Lanzaro, who is serving a five-year jail term for vehicular assault, was held responsible for the other half of the compensatory damages, but he has settled with the Vernis and will not have to pay the award. The Vernis have settled separate lawsuits with the National Football League, the Giants and the New Jersey Sports and Exposition Authority. Terms of those settlements have not been disclosed.

The personal injury award is the largest by a New Jersey jury in 10 years, said Jennifer Shannon, managing editor of Jury Verdict Research, a Horsham, Pa., firm that tracks and analyzes nationwide trends in personal injury litigation.

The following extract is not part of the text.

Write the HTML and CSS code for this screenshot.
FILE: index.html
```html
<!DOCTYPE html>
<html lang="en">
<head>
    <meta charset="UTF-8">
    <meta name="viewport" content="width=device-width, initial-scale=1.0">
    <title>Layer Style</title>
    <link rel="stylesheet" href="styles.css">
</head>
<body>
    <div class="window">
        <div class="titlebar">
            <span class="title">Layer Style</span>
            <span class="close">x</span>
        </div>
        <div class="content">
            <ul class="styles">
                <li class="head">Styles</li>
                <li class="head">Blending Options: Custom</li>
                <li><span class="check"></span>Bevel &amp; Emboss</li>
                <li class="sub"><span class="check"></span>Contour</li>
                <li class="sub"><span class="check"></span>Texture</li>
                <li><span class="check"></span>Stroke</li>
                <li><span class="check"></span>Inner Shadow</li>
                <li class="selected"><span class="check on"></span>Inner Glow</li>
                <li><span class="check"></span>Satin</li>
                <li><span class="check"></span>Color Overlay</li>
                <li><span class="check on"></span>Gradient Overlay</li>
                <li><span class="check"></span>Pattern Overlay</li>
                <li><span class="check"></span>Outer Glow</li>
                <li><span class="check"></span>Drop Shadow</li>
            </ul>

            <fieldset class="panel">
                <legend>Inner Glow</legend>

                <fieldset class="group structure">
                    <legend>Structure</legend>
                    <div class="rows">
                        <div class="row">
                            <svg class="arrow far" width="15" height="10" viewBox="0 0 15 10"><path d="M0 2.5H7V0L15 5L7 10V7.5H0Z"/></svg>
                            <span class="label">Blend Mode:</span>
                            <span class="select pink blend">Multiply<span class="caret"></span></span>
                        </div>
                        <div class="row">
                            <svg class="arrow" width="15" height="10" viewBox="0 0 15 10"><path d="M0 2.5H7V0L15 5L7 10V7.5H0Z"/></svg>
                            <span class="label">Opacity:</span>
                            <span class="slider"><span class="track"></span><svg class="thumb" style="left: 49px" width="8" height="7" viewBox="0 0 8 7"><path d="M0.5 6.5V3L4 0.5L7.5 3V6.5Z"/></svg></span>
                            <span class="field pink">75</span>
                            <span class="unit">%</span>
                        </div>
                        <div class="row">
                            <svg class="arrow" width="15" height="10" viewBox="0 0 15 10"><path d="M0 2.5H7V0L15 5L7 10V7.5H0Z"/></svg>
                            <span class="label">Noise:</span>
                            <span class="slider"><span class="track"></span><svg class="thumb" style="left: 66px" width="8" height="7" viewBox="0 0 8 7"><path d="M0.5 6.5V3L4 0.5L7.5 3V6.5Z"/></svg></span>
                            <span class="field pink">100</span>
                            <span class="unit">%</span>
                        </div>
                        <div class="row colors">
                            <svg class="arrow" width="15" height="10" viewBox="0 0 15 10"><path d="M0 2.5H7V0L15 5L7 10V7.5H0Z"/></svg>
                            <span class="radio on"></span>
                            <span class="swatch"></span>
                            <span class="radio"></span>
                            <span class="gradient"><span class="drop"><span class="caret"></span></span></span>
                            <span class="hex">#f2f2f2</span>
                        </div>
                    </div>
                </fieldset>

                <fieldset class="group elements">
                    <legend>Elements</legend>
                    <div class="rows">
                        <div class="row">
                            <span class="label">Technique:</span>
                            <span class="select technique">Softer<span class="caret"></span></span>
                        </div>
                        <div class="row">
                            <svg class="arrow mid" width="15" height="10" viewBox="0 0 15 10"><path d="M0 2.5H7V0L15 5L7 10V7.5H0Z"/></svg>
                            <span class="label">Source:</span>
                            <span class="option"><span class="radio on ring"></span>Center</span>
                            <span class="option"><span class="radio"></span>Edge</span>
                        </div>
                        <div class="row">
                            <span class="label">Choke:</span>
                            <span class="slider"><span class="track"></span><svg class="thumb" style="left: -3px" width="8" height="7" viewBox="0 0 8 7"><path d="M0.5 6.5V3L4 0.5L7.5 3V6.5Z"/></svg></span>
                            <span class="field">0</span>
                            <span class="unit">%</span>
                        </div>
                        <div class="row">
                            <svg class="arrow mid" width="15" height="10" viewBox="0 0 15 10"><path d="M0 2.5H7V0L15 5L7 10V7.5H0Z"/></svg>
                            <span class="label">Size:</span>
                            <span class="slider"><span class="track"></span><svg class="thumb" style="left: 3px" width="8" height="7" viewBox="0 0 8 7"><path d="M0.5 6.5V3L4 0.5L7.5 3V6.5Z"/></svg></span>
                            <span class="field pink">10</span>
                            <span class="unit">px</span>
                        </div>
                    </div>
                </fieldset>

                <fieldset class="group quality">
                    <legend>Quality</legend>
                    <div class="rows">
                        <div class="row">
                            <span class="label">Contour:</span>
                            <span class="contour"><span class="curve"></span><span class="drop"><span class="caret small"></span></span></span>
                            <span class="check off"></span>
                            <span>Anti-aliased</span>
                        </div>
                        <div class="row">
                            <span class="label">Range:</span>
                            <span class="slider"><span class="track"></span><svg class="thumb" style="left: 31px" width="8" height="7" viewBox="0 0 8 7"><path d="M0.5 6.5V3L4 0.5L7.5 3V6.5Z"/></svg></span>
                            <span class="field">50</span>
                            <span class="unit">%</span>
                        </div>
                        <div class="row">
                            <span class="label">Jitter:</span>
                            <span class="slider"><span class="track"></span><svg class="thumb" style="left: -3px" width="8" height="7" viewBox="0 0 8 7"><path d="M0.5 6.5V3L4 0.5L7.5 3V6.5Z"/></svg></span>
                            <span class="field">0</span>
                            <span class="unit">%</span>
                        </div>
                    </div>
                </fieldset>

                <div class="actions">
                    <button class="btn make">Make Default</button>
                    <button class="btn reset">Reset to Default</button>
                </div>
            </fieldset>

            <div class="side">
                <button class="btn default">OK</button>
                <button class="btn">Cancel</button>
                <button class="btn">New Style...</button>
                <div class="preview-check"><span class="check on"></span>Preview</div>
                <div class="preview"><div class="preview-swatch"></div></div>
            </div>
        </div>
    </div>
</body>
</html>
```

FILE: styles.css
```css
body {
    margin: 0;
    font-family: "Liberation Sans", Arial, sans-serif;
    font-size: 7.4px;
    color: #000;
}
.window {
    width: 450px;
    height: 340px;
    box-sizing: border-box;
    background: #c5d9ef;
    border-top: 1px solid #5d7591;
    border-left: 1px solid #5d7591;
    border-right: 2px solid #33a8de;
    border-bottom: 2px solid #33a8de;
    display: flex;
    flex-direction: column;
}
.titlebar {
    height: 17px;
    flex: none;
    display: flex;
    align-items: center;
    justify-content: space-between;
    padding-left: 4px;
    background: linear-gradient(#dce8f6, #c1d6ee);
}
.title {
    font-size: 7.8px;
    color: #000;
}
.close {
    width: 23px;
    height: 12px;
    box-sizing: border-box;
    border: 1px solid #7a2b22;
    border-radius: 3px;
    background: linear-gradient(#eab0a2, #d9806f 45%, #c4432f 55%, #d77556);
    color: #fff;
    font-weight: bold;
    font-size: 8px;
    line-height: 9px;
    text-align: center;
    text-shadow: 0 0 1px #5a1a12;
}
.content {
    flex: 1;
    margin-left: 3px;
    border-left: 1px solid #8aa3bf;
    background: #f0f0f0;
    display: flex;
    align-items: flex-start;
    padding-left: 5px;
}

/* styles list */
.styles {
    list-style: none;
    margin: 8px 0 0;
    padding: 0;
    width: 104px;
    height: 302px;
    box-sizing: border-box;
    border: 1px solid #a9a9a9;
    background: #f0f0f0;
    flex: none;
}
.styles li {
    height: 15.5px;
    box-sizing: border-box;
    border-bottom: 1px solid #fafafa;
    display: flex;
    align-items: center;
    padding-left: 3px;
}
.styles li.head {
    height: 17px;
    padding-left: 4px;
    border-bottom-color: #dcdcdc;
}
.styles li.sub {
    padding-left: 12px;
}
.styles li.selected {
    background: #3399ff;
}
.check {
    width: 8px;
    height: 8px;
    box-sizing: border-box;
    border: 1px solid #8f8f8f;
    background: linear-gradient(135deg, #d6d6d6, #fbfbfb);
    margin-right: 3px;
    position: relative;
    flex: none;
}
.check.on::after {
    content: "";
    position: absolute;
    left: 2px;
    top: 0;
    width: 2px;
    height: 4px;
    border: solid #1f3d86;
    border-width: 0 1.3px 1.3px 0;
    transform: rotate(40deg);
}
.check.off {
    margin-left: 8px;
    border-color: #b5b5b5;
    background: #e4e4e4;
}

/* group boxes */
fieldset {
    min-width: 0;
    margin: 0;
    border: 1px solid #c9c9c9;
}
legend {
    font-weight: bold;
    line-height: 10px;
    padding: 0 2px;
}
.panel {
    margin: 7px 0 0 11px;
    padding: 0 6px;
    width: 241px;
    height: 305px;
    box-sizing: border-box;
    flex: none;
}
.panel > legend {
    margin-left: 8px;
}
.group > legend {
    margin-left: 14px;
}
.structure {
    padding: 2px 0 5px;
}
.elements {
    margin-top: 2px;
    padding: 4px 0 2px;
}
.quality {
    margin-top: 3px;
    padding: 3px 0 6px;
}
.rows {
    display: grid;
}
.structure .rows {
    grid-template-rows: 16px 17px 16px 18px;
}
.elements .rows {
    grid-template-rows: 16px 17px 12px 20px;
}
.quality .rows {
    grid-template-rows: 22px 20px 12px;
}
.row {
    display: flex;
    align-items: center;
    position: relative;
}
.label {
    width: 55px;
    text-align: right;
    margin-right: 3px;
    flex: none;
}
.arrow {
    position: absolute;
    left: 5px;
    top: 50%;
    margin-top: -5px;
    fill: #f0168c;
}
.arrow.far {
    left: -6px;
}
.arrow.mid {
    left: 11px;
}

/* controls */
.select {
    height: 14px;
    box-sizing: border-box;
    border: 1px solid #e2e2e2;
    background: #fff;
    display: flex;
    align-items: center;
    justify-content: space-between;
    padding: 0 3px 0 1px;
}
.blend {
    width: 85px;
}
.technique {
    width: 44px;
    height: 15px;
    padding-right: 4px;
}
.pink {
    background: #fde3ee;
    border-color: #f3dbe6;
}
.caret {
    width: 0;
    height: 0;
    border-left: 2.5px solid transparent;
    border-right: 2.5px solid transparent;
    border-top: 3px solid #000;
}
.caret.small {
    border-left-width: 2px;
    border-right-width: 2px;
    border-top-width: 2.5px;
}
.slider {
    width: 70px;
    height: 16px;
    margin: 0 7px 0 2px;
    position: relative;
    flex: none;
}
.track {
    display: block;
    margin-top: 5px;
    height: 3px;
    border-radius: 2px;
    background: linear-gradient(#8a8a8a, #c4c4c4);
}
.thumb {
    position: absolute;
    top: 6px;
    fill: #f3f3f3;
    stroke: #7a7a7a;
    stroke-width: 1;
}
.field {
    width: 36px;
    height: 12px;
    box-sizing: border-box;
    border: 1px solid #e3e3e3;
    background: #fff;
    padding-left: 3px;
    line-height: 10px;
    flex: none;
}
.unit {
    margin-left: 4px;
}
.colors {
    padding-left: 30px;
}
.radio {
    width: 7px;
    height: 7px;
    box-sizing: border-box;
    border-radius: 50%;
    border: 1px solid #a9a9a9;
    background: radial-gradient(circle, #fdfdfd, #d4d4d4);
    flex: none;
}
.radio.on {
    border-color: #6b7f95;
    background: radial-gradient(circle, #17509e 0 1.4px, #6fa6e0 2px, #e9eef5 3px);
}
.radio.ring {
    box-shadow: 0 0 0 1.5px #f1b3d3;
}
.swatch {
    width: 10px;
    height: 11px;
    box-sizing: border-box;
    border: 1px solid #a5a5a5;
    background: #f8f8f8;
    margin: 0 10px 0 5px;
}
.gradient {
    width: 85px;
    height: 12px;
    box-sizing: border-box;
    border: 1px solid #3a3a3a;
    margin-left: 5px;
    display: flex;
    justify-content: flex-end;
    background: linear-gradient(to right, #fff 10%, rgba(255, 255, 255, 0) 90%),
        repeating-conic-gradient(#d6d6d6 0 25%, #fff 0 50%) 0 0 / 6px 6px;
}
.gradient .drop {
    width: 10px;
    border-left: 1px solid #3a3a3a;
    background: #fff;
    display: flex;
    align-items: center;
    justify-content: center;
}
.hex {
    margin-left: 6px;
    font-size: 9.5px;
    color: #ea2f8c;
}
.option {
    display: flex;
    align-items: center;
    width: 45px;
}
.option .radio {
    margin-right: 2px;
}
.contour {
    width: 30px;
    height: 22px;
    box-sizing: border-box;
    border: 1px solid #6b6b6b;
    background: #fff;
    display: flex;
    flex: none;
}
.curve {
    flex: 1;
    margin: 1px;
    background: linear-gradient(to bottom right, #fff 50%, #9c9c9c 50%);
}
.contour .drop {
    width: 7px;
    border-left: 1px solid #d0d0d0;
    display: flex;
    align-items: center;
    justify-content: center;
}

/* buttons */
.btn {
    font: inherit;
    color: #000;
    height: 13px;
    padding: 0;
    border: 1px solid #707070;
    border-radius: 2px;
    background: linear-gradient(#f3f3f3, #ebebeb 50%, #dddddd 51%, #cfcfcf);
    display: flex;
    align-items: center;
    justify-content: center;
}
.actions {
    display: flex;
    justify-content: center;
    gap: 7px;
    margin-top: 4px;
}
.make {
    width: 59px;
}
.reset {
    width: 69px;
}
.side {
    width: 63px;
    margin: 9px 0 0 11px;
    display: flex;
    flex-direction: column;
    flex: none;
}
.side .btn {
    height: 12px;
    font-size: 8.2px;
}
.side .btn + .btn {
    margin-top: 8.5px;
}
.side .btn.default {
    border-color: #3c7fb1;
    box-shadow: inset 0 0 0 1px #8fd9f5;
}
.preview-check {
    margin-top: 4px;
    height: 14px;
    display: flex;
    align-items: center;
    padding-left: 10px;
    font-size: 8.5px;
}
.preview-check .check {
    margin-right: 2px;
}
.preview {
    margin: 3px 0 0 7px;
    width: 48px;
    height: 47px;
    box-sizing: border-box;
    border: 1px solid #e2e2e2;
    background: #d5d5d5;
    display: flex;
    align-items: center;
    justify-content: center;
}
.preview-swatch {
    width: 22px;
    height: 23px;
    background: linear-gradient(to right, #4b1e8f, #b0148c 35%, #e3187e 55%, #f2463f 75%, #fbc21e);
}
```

James Mosher, director of the Center for the Study of Law and Enforcement Policy at the Pacific Institute for Research and Evaluation in Felton, Calif., called the award "stunning."

"The number is very high," said Mosher, an expert on alcohol liability law. "I hope that it does lead to some reforms in how alcohol is served in these sporting events, and I think it's an important message the industry and the public need to hear.  "What the jury is saying is that tragedies like this are clearly preventable."

To what extent Aramark's policies may change is unclear, but in testimony yesterday before the jury's decision, Fred Sutherland, the company's chief financial officer, said, "I think Aramark will respond, given the case and the (compensatory) award."


Sutherland told the jury the compensatory judgment was "very significant" and a punitive award would harm Aramark's reputation.

Lanzaro had testified that he drank at least two beers at a tailgate party and then six to eight beers before halftime the day of the accident. He said he was drunk and slurring his speech when an Aramark vendor sold him six beers at halftime.  Blood tests taken an hour after the crash showed his blood-alcohol level at 0.266 percent, more than 2 1/2 times the then-legal limit of 0.10 percent. The state has since tightened the legal limit to 0.08 percent.

* The case was later remanded by the appellate court, and was subsequently settled.